Data shown
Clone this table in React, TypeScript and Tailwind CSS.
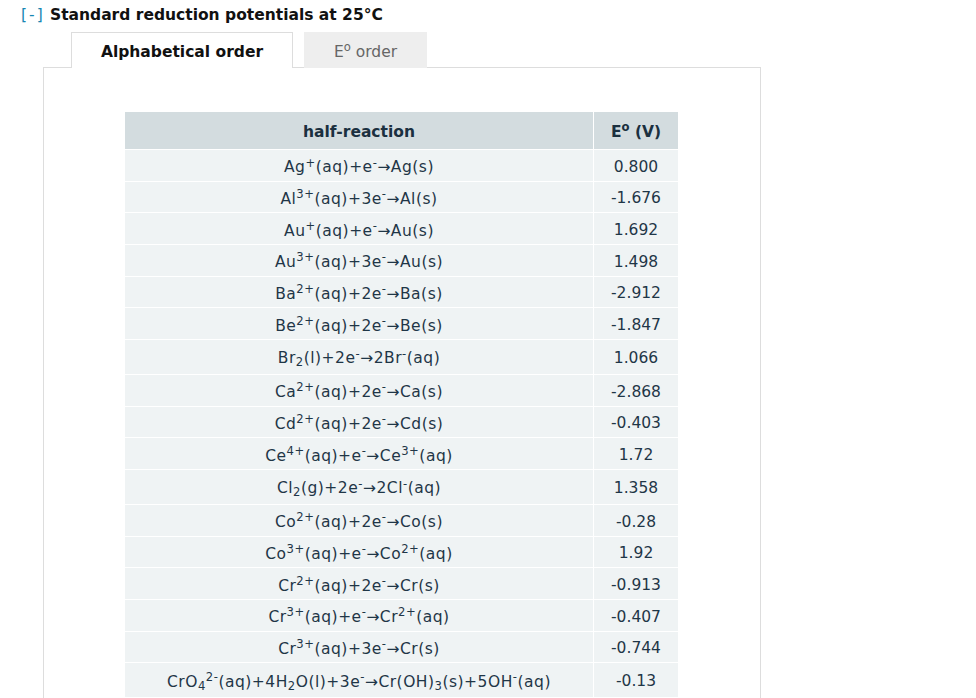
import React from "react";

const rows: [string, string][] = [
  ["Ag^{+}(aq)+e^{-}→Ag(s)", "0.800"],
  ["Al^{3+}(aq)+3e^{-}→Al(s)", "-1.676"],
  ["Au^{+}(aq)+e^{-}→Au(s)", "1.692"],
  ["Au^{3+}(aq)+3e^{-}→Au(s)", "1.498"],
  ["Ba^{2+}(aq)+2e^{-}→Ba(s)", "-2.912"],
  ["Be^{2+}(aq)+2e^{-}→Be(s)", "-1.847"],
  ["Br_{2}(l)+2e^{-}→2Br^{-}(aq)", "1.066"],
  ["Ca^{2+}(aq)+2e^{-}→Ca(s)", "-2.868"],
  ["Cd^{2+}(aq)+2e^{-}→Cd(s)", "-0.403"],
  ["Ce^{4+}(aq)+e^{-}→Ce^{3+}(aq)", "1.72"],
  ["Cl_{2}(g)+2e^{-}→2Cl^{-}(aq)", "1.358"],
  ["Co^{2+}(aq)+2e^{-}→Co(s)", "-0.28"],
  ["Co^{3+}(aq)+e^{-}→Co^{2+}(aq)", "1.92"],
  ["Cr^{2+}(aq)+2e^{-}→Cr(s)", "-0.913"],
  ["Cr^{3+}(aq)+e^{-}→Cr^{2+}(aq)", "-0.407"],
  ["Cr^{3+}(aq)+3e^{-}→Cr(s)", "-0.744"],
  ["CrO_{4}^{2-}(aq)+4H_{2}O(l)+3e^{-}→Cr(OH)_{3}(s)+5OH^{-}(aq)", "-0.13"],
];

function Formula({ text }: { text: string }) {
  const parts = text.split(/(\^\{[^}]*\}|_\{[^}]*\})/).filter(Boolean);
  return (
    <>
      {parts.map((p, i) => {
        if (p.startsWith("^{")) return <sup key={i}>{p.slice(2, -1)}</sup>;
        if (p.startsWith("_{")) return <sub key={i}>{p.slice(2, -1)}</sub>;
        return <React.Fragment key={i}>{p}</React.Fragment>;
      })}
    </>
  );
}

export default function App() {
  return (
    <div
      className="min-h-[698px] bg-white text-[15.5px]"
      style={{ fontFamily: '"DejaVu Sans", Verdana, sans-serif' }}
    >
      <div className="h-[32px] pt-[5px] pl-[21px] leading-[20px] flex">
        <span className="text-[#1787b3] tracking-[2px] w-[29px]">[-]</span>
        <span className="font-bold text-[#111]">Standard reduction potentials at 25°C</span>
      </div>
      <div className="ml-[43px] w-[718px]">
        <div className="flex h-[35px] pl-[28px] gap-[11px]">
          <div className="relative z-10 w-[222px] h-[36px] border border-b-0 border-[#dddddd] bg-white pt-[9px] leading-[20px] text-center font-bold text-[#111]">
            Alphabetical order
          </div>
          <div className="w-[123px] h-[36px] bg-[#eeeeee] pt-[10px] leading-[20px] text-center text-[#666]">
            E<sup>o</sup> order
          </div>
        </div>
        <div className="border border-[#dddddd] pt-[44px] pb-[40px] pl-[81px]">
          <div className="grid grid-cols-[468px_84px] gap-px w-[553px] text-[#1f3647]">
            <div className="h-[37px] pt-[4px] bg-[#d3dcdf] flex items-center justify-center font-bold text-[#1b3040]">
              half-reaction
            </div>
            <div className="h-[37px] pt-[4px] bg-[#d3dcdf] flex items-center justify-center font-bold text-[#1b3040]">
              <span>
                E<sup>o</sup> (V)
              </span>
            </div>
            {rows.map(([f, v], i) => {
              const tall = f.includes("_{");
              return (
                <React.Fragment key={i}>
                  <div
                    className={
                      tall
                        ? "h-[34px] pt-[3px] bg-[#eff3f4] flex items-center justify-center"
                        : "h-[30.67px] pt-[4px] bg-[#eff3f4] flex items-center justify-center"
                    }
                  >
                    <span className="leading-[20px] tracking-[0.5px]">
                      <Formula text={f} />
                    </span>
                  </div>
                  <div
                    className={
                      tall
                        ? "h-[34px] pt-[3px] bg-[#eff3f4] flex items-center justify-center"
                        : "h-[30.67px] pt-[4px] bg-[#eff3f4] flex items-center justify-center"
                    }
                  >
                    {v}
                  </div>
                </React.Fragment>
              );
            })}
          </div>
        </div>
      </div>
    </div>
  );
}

What to produce
Please reproduce the listing exactly from its opening line through the line that contains "import React from", both included, with all pictures omitted.

Exercise response
Clone this table in React, TypeScript and Tailwind CSS.
import React from "react";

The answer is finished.